Racial inequities in health care narrowed, then widened, over last six decades

With racial inequities in health care visit rates and expenditures widening, policy changes are needed to address entrenched racial inequalities in the U.S. health care system, a new study said.

After 1963, the difference narrowed between the numbers of White and Black patients’ ambulatory care visits, then widened. Health care expenditures followed a similar pattern and White patients’ overall health care use, measured in dollars per capita, exceeded that of Black patients every year from 1963 to 2019, the study said.

“Trends in Health Care Use Among Black and White Persons in the U.S., 1963-2019,” was published June 14 in the journal JAMA Network Open. It analyzed data for 154,859 Black patients and 446,944 White patients, children, adults and seniors, from surveys dating from 1963, 1970, 1977, 1980, 1987 and continuously from 1996 to 2019. Researchers counted visits to ambulatory medical practitioners, to dentists, to emergency departments and hospitals, measured by inpatient days.
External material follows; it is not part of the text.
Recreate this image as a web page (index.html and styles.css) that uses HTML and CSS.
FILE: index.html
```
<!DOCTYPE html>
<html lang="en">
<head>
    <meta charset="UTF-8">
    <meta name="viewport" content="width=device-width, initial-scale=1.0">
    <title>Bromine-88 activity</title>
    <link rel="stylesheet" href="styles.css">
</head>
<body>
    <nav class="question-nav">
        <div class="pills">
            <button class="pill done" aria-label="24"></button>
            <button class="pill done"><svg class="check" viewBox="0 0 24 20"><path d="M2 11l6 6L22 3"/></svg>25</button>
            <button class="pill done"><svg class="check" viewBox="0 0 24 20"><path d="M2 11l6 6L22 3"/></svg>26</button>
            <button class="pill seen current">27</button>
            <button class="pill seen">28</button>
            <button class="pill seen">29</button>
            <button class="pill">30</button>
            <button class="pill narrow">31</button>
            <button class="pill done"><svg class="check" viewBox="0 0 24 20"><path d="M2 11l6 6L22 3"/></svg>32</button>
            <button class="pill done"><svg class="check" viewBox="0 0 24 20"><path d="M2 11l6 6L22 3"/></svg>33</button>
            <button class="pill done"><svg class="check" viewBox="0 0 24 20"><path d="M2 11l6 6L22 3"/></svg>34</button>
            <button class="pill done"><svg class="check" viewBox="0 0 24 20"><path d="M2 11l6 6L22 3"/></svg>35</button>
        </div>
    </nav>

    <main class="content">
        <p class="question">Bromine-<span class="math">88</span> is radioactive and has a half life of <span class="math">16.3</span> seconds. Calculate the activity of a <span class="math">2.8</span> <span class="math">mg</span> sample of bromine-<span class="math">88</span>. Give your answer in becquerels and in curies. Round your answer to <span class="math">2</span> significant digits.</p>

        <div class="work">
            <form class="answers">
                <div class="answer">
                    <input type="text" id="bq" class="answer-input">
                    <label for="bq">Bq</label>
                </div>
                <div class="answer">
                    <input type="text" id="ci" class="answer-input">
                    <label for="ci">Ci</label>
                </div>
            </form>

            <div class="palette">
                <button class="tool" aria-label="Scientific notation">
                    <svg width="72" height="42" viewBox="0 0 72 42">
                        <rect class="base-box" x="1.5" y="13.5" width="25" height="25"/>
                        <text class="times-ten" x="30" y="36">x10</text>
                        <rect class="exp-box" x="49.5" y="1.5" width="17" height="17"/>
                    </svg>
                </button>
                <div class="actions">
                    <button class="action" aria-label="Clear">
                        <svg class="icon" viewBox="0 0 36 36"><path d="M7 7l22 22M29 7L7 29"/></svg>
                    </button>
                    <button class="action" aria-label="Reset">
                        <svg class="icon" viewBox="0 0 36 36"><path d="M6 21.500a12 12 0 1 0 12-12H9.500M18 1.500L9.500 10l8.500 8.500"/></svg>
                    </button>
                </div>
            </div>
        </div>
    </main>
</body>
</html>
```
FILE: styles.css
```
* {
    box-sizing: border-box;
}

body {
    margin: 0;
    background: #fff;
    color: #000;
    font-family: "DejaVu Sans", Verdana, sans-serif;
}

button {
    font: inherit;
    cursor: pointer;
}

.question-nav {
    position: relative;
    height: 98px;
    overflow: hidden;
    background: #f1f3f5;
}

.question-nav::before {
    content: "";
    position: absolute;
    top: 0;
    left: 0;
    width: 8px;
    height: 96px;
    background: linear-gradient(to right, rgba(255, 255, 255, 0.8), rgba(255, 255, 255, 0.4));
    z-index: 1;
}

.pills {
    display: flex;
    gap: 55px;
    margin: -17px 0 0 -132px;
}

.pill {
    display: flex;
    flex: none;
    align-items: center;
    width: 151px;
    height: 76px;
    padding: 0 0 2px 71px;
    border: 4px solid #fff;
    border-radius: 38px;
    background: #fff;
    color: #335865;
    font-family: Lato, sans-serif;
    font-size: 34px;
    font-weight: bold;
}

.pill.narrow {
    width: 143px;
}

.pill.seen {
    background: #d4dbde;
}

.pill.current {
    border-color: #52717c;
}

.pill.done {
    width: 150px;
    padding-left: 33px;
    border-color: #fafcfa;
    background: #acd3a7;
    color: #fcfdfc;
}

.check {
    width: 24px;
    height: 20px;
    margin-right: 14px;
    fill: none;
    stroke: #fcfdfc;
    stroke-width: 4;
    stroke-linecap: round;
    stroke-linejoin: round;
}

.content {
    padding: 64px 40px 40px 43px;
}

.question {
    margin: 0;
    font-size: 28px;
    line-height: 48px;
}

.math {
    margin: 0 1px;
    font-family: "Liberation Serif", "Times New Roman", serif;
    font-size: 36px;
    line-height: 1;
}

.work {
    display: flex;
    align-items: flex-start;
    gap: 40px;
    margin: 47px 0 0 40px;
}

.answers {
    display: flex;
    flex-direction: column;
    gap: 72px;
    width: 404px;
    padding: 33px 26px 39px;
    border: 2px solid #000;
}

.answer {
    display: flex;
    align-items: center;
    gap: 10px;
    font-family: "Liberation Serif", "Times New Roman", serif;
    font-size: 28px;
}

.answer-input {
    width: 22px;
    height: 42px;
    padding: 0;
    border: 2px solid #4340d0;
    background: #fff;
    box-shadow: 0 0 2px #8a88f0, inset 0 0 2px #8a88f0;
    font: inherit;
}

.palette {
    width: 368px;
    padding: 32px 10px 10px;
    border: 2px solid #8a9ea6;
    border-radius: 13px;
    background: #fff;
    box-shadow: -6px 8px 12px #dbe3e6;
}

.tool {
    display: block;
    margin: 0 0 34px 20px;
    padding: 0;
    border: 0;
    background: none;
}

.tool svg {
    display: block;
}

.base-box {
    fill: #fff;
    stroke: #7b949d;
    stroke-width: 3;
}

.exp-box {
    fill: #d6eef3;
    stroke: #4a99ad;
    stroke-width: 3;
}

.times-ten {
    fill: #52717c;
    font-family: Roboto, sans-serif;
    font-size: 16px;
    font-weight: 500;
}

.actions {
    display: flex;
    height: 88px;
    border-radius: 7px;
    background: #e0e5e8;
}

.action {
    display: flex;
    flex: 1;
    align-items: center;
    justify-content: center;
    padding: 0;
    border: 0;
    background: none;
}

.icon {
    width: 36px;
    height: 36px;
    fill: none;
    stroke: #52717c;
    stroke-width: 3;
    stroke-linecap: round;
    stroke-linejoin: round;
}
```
Although the findings did not prove causation, the changes in disparities in health care use after 1963 coincided with the implementation of Medicare and Medicaid, which outlawed segregation in medical facilities, said the study, led by corresponding author Samuel L. Dickman, MD, at the Texas Policy Evaluation Project at the University of Texas at Austin. That era brought new community health centers and civil rights protections “that improved Black individuals’ access to housing, jobs, education, and the ballot box,” the study said.

The figures on health care use began diverging in the 1980s, coinciding with waning civil rights enforcement, increasing incarceration – especially for Black men – and stagnating Medicaid enrollment. In 2014, the Affordable Care Act (ACA) narrowed racial differences in insurance coverage and self-reported access to care, but gaps persisted, the study said.

“The current White-Black gap in ambulatory care visit rates is larger than ever before, and differences in expenditures are wider than in the pre-ACA period and at an all-time high measured by real (inflation-adjusted) dollars,” the study said.

Insurance coverage could be a factor, but the disparities remained when analyzing patients with private insurance, or Medicaid enrollees, or older adults. Other hurdles could be insurance copayments and deductibles, lower incomes, lack of transportation, inability to take time off work, lack of trust in the health care system and lack of Black medical practitioners, the study said.

“The persistence of large racial gaps in the amounts of medical care delivered to White and Black patients in the U.S. suggests that structural racism is ingrained in the health care system,” the study said. Solutions could include addressing shortages of Black health care professionals and managers, investing in Black-serving medical facilities, increasing community outreach and rebuilding Black patients’ trust in the health care system.